'''

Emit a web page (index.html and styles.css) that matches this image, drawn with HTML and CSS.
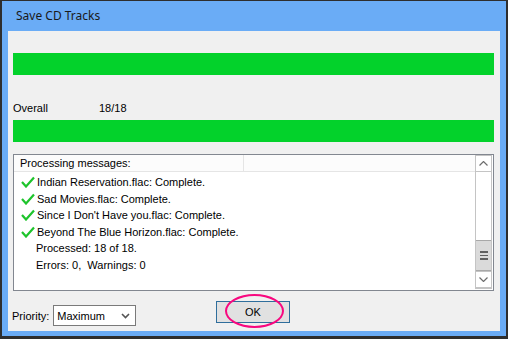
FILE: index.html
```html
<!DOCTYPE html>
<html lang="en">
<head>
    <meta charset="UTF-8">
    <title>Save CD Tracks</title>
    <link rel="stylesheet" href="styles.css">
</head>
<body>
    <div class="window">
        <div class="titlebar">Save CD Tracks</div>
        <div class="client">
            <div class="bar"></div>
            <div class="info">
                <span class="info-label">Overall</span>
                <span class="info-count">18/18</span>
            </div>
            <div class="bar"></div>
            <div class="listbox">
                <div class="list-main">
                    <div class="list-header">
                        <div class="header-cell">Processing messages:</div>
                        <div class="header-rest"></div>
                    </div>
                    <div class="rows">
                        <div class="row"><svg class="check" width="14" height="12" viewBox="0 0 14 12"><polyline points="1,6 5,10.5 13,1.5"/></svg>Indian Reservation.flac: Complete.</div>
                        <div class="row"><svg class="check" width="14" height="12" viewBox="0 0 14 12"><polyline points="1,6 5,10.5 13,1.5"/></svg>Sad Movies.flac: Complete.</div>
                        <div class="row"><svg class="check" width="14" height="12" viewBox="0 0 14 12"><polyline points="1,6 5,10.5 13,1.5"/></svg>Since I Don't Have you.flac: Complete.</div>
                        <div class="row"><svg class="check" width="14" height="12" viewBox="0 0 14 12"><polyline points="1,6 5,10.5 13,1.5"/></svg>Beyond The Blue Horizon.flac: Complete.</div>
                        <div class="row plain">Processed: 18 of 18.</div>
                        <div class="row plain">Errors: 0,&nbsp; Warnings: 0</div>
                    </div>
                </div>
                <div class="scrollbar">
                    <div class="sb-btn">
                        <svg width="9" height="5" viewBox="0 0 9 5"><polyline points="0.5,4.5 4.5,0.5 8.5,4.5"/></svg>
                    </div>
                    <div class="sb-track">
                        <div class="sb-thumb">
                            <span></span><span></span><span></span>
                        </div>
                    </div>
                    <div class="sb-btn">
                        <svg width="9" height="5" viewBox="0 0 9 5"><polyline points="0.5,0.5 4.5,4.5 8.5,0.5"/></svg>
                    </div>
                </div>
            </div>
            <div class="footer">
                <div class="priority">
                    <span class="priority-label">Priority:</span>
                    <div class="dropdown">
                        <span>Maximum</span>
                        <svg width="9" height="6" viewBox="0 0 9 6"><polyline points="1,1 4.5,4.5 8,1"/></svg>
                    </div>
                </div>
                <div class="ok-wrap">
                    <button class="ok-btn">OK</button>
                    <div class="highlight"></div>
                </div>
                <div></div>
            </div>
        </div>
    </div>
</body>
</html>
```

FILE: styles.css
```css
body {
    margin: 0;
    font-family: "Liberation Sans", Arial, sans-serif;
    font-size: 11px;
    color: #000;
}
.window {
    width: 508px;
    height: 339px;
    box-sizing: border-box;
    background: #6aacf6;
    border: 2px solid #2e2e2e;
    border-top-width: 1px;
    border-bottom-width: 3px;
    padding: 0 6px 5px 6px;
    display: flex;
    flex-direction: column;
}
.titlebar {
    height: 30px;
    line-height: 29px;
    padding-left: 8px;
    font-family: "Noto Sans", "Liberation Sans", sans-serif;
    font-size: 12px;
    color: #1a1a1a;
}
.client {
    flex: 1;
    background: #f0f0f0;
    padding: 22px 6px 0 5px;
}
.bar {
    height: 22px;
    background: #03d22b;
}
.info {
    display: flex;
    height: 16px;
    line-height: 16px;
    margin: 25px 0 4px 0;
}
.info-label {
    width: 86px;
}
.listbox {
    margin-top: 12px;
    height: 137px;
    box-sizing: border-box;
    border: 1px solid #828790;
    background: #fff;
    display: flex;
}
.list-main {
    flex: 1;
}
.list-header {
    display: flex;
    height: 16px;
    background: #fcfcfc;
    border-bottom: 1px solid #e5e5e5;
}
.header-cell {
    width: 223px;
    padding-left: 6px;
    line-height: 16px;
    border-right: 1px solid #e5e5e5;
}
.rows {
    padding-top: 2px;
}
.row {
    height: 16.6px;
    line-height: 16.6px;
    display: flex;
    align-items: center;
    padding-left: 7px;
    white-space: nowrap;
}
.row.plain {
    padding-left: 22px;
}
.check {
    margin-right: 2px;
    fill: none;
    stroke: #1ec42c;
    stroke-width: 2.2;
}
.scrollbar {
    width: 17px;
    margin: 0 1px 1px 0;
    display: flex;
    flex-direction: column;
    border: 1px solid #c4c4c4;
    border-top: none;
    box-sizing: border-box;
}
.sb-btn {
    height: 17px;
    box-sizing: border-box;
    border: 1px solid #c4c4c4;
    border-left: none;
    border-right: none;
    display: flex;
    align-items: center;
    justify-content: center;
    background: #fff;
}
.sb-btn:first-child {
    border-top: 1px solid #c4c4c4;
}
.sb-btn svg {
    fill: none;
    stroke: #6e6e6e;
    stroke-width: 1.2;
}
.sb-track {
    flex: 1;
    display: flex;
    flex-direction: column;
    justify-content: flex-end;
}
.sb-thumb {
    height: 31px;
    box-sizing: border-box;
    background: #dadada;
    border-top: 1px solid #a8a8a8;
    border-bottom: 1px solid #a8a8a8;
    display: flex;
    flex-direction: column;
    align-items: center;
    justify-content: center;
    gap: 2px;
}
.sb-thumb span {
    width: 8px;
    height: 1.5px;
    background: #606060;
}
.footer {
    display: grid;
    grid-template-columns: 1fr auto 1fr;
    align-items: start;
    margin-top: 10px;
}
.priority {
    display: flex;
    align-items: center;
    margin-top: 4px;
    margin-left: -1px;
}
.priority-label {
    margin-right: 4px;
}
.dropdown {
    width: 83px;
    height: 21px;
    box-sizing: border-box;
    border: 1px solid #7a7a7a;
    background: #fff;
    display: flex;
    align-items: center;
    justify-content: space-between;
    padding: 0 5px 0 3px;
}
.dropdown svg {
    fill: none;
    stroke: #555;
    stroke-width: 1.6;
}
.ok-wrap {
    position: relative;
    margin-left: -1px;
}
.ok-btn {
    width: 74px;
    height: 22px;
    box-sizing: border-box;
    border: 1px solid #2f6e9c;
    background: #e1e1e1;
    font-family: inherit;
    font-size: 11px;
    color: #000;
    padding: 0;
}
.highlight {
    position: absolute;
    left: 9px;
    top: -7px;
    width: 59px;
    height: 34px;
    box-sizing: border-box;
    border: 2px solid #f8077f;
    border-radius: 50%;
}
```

'''
'''

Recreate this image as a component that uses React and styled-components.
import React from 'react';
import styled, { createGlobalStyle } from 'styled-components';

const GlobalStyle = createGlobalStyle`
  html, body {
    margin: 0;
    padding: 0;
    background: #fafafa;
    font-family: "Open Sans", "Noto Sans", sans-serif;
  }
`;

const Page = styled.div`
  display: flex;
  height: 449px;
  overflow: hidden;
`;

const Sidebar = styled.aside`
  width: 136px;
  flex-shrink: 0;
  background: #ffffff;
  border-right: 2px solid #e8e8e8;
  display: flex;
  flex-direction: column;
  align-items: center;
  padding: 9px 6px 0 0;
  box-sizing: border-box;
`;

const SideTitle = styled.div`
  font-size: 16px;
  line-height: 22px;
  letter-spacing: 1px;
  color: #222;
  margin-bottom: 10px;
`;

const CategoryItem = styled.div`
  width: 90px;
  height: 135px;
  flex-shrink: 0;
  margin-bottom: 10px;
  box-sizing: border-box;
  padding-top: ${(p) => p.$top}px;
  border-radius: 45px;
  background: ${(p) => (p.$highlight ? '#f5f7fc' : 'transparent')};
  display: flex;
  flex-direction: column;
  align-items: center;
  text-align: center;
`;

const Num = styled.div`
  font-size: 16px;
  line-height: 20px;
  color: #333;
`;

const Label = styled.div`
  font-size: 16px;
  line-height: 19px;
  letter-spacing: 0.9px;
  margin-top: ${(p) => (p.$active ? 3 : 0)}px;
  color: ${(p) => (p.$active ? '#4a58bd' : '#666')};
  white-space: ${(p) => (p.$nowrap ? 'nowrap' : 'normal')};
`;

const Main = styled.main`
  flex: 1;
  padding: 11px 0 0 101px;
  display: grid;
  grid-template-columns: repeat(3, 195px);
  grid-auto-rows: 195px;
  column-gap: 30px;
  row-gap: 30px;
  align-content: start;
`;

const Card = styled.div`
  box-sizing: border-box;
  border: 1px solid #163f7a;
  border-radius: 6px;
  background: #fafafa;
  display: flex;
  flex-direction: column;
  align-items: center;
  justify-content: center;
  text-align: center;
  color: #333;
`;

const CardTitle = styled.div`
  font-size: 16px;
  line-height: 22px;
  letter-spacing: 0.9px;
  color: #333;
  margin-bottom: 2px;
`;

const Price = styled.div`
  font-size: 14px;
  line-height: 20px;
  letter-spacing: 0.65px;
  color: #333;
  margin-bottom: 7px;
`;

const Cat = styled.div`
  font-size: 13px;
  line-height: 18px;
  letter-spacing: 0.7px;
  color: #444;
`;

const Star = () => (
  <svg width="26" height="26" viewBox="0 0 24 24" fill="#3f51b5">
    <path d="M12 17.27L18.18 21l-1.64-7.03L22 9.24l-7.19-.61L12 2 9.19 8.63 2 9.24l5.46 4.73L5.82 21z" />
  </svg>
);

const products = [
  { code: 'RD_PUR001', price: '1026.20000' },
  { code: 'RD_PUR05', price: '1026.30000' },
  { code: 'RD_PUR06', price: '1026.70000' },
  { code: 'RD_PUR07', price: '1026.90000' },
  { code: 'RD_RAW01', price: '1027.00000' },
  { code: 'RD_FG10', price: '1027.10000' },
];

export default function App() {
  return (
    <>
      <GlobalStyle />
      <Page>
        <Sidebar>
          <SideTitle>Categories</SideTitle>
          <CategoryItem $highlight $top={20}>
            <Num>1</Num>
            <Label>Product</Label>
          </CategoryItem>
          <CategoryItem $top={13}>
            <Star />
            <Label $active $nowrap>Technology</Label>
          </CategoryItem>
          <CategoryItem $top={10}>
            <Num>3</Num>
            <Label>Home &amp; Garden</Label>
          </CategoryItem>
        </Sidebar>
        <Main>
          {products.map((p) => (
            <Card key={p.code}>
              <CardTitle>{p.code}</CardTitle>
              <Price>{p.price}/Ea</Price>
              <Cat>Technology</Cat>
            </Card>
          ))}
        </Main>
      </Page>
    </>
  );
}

'''

→ What the task asks: Go through the listing above and report how many of its lines contain the word "React", with only the number as output.

→ Finished task: 2